If you think it does, please elaborate.

It just reflects the history of the language. When I started
developing Ruby, old Sun CC compiler does not understand new style,
and I wanted Ruby to run on that platform, which I was using then.

For your information, the next release (1.9) finally abandoned the old
style.
          matz.

Thanks Matz.

I’m new to C programming, but not new to programming. Therefore, my
assumption (yes, assumption) was that using whatever compiler swithes
were necessary to accept the old-style syntax would obviate the
opportunity to bring in “modern” libraries with unicode support, and/or
prohibit those aspects of the language that would enable the use of
unicode features.

So, apparently, since they (“they” being unicode support and the
syntax/compiler switches) are not related, and that’s great.

By the way, as an aside, I really like the language you developed and
have made available. I primarily use Ruby with SketchUp (a 3D modeling
program - http://www.sketchup.com) for extending the functionality of
the product. (SketchUp has a Ruby API) I was looking at the source to
see what it would take to implement a debugger than would work with Ruby
while running under SketchUp. I would like to step through expression
evaluation as the script runs.

(Big aspirations for a new C programmer like myself!)

Todd

Zephyr_P · September 29, 2007, 9:14pm

Yes but what about stuff already encoded in UTF-16?

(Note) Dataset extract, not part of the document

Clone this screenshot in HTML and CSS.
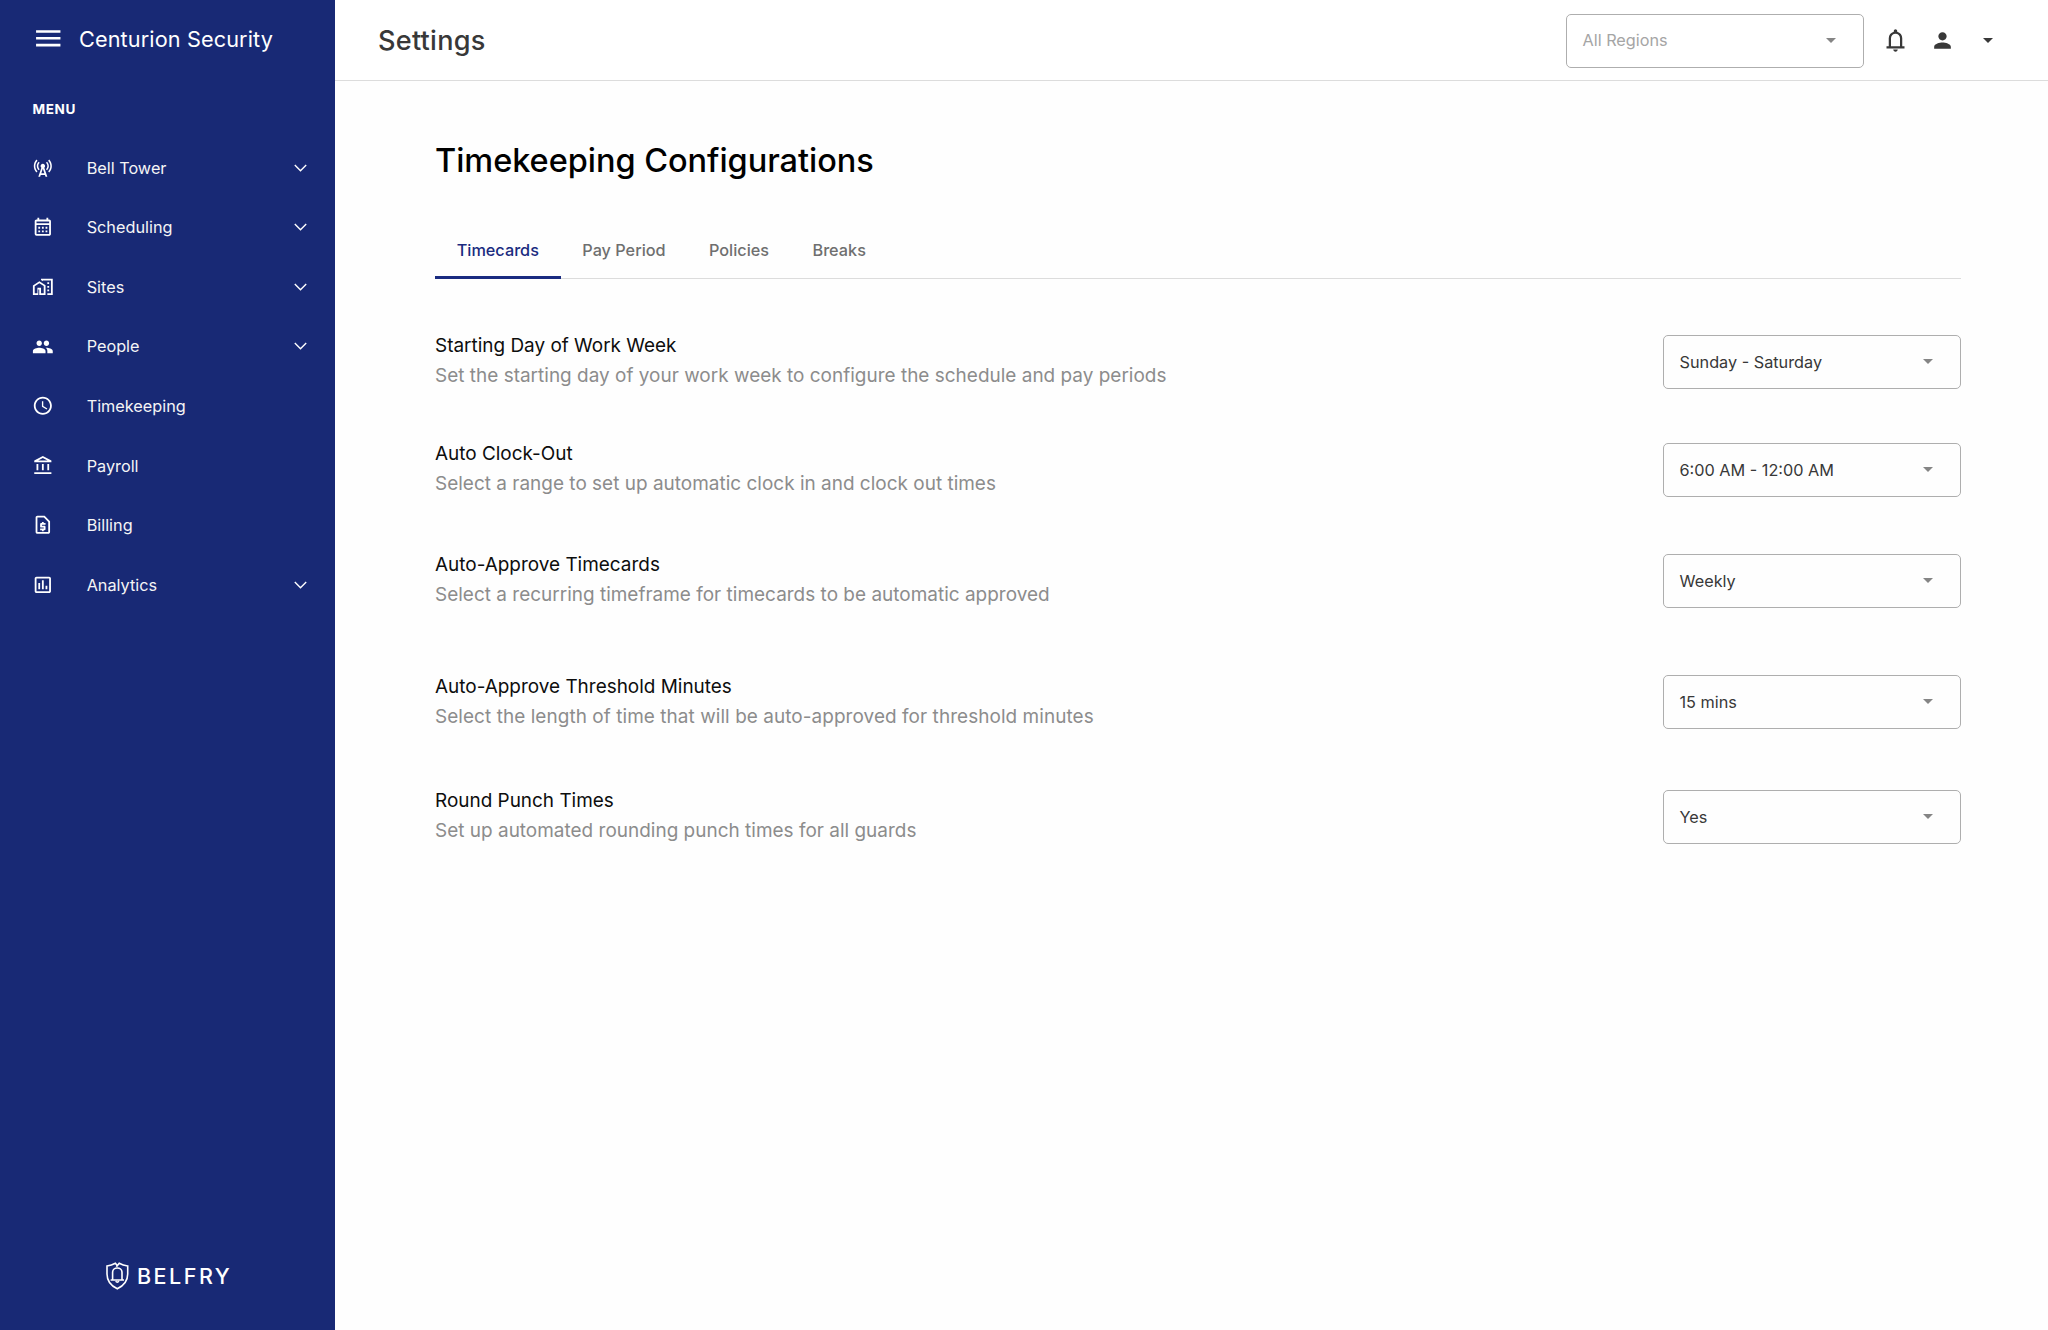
FILE: index.html
```
<!DOCTYPE html>
<html lang="en">
<head>
  <meta charset="UTF-8" />
  <meta name="viewport" content="width=device-width, initial-scale=1.0"/>
  <title>Settings - Timekeeping Configurations</title>
  <link rel="stylesheet" href="styles.css">
</head>
<body>

  <aside class="sidebar">
    <div class="brand">
      <svg class="burger" viewBox="0 0 24 24"><path d="M3 18h18v-2H3v2zm0-5h18v-2H3v2zm0-7v2h18V6H3z"/></svg>
      <span>Centurion Security</span>
    </div>
    <div class="menu-title">MENU</div>
    <nav class="menu">
      <a class="item">
        <svg class="icon" viewBox="0 0 24 24"><path d="M7.3 14.7l1.2-1.2c-1-1-1.5-2.3-1.5-3.5 0-1.3.5-2.6 1.5-3.5L7.3 5.3c-1.3 1.3-2 3-2 4.7s.7 3.4 2 4.7zM19.1 2.9l-1.2 1.2c1.6 1.6 2.4 3.8 2.4 5.9 0 2.1-.8 4.3-2.4 5.9l1.2 1.2c2-2 2.9-4.5 2.9-7.1 0-2.6-1-5.1-2.9-7.1zM6.1 4.1L4.9 2.9C3 4.9 2 7.4 2 10c0 2.6 1 5.1 2.9 7.1l1.2-1.2c-1.6-1.6-2.4-3.8-2.4-5.9 0-2.1.8-4.3 2.4-5.9zM16.7 14.7c1.3-1.3 2-3 2-4.7-.1-1.7-.7-3.4-2-4.7l-1.2 1.2c1 1 1.5 2.3 1.5 3.5 0 1.3-.5 2.6-1.5 3.5l1.2 1.2zM14.5 10c0-1.38-1.12-2.5-2.5-2.5S9.5 8.62 9.5 10c0 .76.34 1.42.87 1.88L7 22h2l.67-2h4.67l.66 2h2l-3.37-10.12c.53-.46.87-1.12.87-1.88zm-4.17 8L12 13l1.67 5h-3.34z"/></svg>
        <span>Bell Tower</span>
        <svg class="chevron" viewBox="0 0 13 8"><path d="M.8 1l5.7 5.7L12.2 1"/></svg>
      </a>
      <a class="item">
        <svg class="icon" viewBox="0 0 24 24"><path d="M19 4h-1V2h-2v2H8V2H6v2H5c-1.11 0-1.99.9-1.99 2L3 20a2 2 0 0 0 2 2h14c1.1 0 2-.9 2-2V6c0-1.1-.9-2-2-2zm0 16H5V10h14v10zm0-12H5V6h14v2zM9 14H7v-2h2v2zm4 0h-2v-2h2v2zm4 0h-2v-2h2v2zm-8 4H7v-2h2v2zm4 0h-2v-2h2v2zm4 0h-2v-2h2v2z"/></svg>
        <span>Scheduling</span>
        <svg class="chevron" viewBox="0 0 13 8"><path d="M.8 1l5.7 5.7L12.2 1"/></svg>
      </a>
      <a class="item">
        <svg class="icon" viewBox="0 0 24 24"><path d="M17 15h2v2h-2zM17 11h2v2h-2zM17 7h2v2h-2zM10 3v1.51l2 1.33V5h9v14h-4v2h6V3zM8.17 5.7L15 10.25V21h-7v-6h-1v6H1V10.48zM10 19h3v-7.84L8.17 8.09 3 11.38V19h3v-6h4z"/></svg>
        <span>Sites</span>
        <svg class="chevron" viewBox="0 0 13 8"><path d="M.8 1l5.7 5.7L12.2 1"/></svg>
      </a>
      <a class="item">
        <svg class="icon" viewBox="0 0 24 24"><path d="M16 11c1.66 0 2.99-1.34 2.99-3S17.66 5 16 5c-1.66 0-3 1.34-3 3s1.34 3 3 3zm-8 0c1.66 0 2.99-1.34 2.99-3S9.66 5 8 5C6.34 5 5 6.34 5 8s1.34 3 3 3zm0 2c-2.33 0-7 1.17-7 3.5V19h14v-2.5c0-2.33-4.67-3.5-7-3.5zm8 0c-.29 0-.62.02-.97.05 1.16.84 1.97 1.97 1.97 3.45V19h6v-2.5c0-2.33-4.67-3.5-7-3.5z"/></svg>
        <span>People</span>
        <svg class="chevron" viewBox="0 0 13 8"><path d="M.8 1l5.7 5.7L12.2 1"/></svg>
      </a>
      <a class="item">
        <svg class="icon" viewBox="0 0 24 24"><path d="M11.99 2C6.47 2 2 6.48 2 12s4.47 10 9.99 10C17.52 22 22 17.52 22 12S17.52 2 11.99 2zM12 20c-4.42 0-8-3.58-8-8s3.58-8 8-8 8 3.58 8 8-3.58 8-8 8zm.5-13H11v6l5.25 3.15.75-1.23-4.5-2.67z"/></svg>
        <span>Timekeeping</span>
      </a>
      <a class="item">
        <svg class="icon" viewBox="0 0 24 24"><path d="M7 10H5v7h2v-7zm6 0h-2v7h2v-7zm8.5 9h-19v2h19v-2zM19 10h-2v7h2v-7zm-7-6.740L17.210 6H6.790L12 3.260M12 1L2.500 6v2h19V6L12 1z"/></svg>
        <span>Payroll</span>
      </a>
      <a class="item">
        <svg class="icon" viewBox="0 0 24 24"><path d="M14 2H6c-1.1 0-1.99.9-1.99 2L4 20c0 1.1.89 2 1.99 2H18c1.1 0 2-.9 2-2V8l-6-6zM6 20V4h7.17L18 8.83V20H6zm5-1h2v-1h1c.55 0 1-.45 1-1v-3c0-.55-.45-1-1-1h-3v-1h4v-2h-2V9h-2v1h-1c-.55 0-1 .45-1 1v3c0 .55.45 1 1 1h3v1H9v2h2v1z" fill-rule="evenodd"/></svg>
        <span>Billing</span>
      </a>
      <a class="item">
        <svg class="icon" viewBox="0 0 24 24"><path d="M9 17H7v-7h2v7zm4 0h-2V7h2v10zm4 0h-2v-4h2v4zm2 2H5V5h14v14zm0-16H5c-1.1 0-2 .9-2 2v14c0 1.1.9 2 2 2h14c1.1 0 2-.9 2-2V5c0-1.1-.9-2-2-2z"/></svg>
        <span>Analytics</span>
        <svg class="chevron" viewBox="0 0 13 8"><path d="M.8 1l5.7 5.7L12.2 1"/></svg>
      </a>
    </nav>
    <div class="logo">
      <svg class="shield" viewBox="0 0 23 28">
        <path d="M11.8 4.200L9.400 1.200Q5.500 3.400 1 4v8c0 7 4 11.800 10.300 14.800C17.500 23.800 21.700 19 21.700 12V4Q17 3.400 13.200 1.200L10.400 4.800"/>
        <path d="M4.600 18h13.400M6.600 17.500V10.500c0-6 9.400-6 9.400 0v7M9.600 19.200q1.700 1.800 3.400 0"/>
      </svg>
      <span>BELFRY</span>
    </div>
  </aside>

  <div class="page">
    <header class="topbar">
      <h1>Settings</h1>
      <div class="select muted">
        <span>All Regions</span>
        <svg class="caret" viewBox="0 0 10 5"><path d="M0 0h10L5 5z"/></svg>
      </div>
      <svg class="bell" viewBox="0 0 24 24"><path d="M4 19v-2h2v-7q0-2.075 1.250-3.687T10.500 4.200v-.7q0-.625.438-1.062T12 2t1.063.438T13.500 3.500v.7q2 .5 3.250 2.113T18 10v7h2v2zm8 3q-.825 0-1.412-.587T10 20h4q0 .825-.587 1.413T12 22M8 17h8v-7q0-1.650-1.175-2.825T12 6T9.175 7.175T8 10z"/></svg>
      <svg class="user" viewBox="0 0 24 24"><path d="M12 12c2.210 0 4-1.790 4-4s-1.790-4-4-4-4 1.790-4 4 1.790 4 4 4zm0 2c-2.670 0-8 1.340-8 4v2h16v-2c0-2.660-5.330-4-8-4z"/></svg>
      <svg class="caret" viewBox="0 0 10 5"><path d="M0 0h10L5 5z"/></svg>
    </header>

    <main class="content">
      <h2>Timekeeping Configurations</h2>

      <div class="tabs">
        <div class="tab active">Timecards</div>
        <div class="tab">Pay Period</div>
        <div class="tab">Policies</div>
        <div class="tab">Breaks</div>
      </div>

      <div class="row week">
        <div class="text">
          <div class="label">Starting Day of Work Week</div>
          <div class="desc">Set the starting day of your work week to configure the schedule and pay periods</div>
        </div>
        <div class="select">
          <span>Sunday - Saturday</span>
          <svg class="caret" viewBox="0 0 10 5"><path d="M0 0h10L5 5z"/></svg>
        </div>
      </div>

      <div class="row clock-out">
        <div class="text">
          <div class="label">Auto Clock-Out</div>
          <div class="desc">Select a range to set up automatic clock in and clock out times</div>
        </div>
        <div class="select">
          <span>6:00 AM - 12:00 AM</span>
          <svg class="caret" viewBox="0 0 10 5"><path d="M0 0h10L5 5z"/></svg>
        </div>
      </div>

      <div class="row approve">
        <div class="text">
          <div class="label">Auto-Approve Timecards</div>
          <div class="desc">Select a recurring timeframe for timecards to be automatic approved</div>
        </div>
        <div class="select">
          <span>Weekly</span>
          <svg class="caret" viewBox="0 0 10 5"><path d="M0 0h10L5 5z"/></svg>
        </div>
      </div>

      <div class="row threshold">
        <div class="text">
          <div class="label">Auto-Approve Threshold Minutes</div>
          <div class="desc">Select the length of time that will be auto-approved for threshold minutes</div>
        </div>
        <div class="select">
          <span>15 mins</span>
          <svg class="caret" viewBox="0 0 10 5"><path d="M0 0h10L5 5z"/></svg>
        </div>
      </div>

      <div class="row">
        <div class="text">
          <div class="label">Round Punch Times</div>
          <div class="desc">Set up automated rounding punch times for all guards</div>
        </div>
        <div class="select">
          <span>Yes</span>
          <svg class="caret" viewBox="0 0 10 5"><path d="M0 0h10L5 5z"/></svg>
        </div>
      </div>
    </main>
  </div>

</body>
</html>
```
FILE: styles.css
```
* {
  box-sizing: border-box;
}
body {
  margin: 0;
  display: flex;
  min-height: 100vh;
  font-family: Inter, sans-serif;
  font-size: 16.25px;
  background: #fefefe;
  color: #383838;
}
svg {
  display: block;
  flex-shrink: 0;
  fill: currentColor;
}

/* sidebar */
.sidebar {
  width: 334.5px;
  flex-shrink: 0;
  display: flex;
  flex-direction: column;
  background: #182975;
  color: #fff;
}
.brand {
  display: flex;
  align-items: center;
  gap: 14.5px;
  height: 78px;
  padding-left: 32px;
  font-size: 21.67px;
  letter-spacing: 0.12px;
}
.burger {
  width: 32.5px;
  height: 32.5px;
  margin-top: -2px;
}
.menu-title {
  height: 60px;
  line-height: 62px;
  padding-left: 32.5px;
  font-size: 13.54px;
  font-weight: 700;
  letter-spacing: 0.6px;
}
.item {
  display: flex;
  align-items: center;
  height: 59.55px;
  padding: 0 28px 0 32px;
  color: #f5f5f5;
}
.item span {
  flex: 1;
  margin-left: 33px;
}
.icon {
  width: 21.67px;
  height: 21.67px;
  color: #fff;
}
.chevron {
  width: 13px;
  height: 8px;
  fill: none;
  stroke: #fff;
  stroke-width: 1.4;
}
.logo {
  display: flex;
  align-items: center;
  gap: 8.5px;
  margin-top: auto;
  height: 109px;
  padding-left: 105.5px;
  font-size: 21.5px;
  font-weight: 500;
  letter-spacing: 2.5px;
}
.shield {
  width: 23px;
  height: 28px;
  fill: none;
  stroke: #fff;
  stroke-width: 1.6;
}

/* top bar */
.page {
  flex: 1;
}
.topbar {
  display: flex;
  align-items: center;
  height: 81px;
  padding: 0 55px 0 43.5px;
  background: #fff;
  border-bottom: 1px solid #dcdcdc;
}
.topbar h1 {
  flex: 1;
  margin: 1px 0 0;
  font-size: 27.08px;
  font-weight: 500;
  letter-spacing: 0.25px;
}
.topbar .select {
  margin-top: 1px;
}
.bell {
  width: 27px;
  height: 27px;
  margin-left: 18px;
}
.user {
  width: 25px;
  height: 25px;
  margin: 1px 28px 0 21px;
}

/* selects */
.select {
  display: flex;
  align-items: center;
  justify-content: space-between;
  width: 298px;
  height: 54px;
  padding: 0 27.5px 1px 15.5px;
  border: 1px solid #aeaeae;
  border-radius: 5px;
}
.select .caret {
  color: #858585;
}
.muted {
  color: #a5a5a5;
}
.caret {
  width: 10px;
  height: 5px;
}

/* content */
.content {
  padding: 58px 87px 0 100.5px;
}
.content h2 {
  margin: 0 0 39px;
  line-height: 44px;
  font-size: 32.5px;
  font-weight: 500;
  letter-spacing: -0.04px;
  color: #000;
}
.tabs {
  display: flex;
  height: 57px;
  margin-bottom: 52px;
  border-bottom: 1px solid #dcdcdc;
}
.tab {
  height: 57px;
  line-height: 57px;
  padding: 0 21.7px;
  font-weight: 500;
  color: #6f6f6f;
}
.tab.active {
  color: #1a2b80;
  border-bottom: 3px solid #1a2b80;
}
.row {
  display: flex;
  justify-content: space-between;
  height: 60px;
  font-size: 18.96px;
  line-height: 30px;
}
.row .select {
  margin-top: 4px;
  font-size: 16.25px;
}
.week {
  margin-bottom: 48px;
}
.clock-out {
  margin-bottom: 51px;
}
.approve {
  margin-bottom: 62px;
}
.threshold {
  margin-bottom: 54px;
}
.threshold .select {
  margin-top: 3px;
}
.label {
  color: #0d0d0d;
}
.desc {
  letter-spacing: 0.02px;
  color: #8c8c8c;
}
.threshold .desc {
  letter-spacing: 0.07px;
}
```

That’s why I said read up on unicode!
After you read that stuff you’ll understand why it’s no problem.
I’m not going to explain it. Many people understand it, but when
explaining it might make mistakes.
Read the unicode stuff carefully. It’s vital for many things.

The only thing you might run into is BOM or Endian-ness, but it’s
doubtful it will be an issue in most cases.

This might get you started.

Even Joel Spoelsky wrote a brief bit on unicode… mostly trumpeting
how programmers need to know it and how few actually do.
The short version is that UTF-16 is basically wasteful. It uses 2
bytes for lower-level code-points (the stuff also known as ASCII
range) where UTF-8 does not.

You really need to spend an afternoon reading about unicode. It
should be required in any computer science program as part of an
encoding course, Americans in particular are often the ones who know
the least about it…

Zephyr_P · September 29, 2007, 2:08pm

On 9/29/07, John J. [email protected] wrote:

What about UTF-16?
Unicode is something everyone needs to read up on at some point.
I have to read up on every now and then because my brain leaks.

Yes but what about stuff already encoded in UTF-16?

Zephyr_P · September 29, 2007, 9:32pm

On Sep 29, 2007, at 2:13 PM, John J. wrote:

The short version is that UTF-16 is basically wasteful.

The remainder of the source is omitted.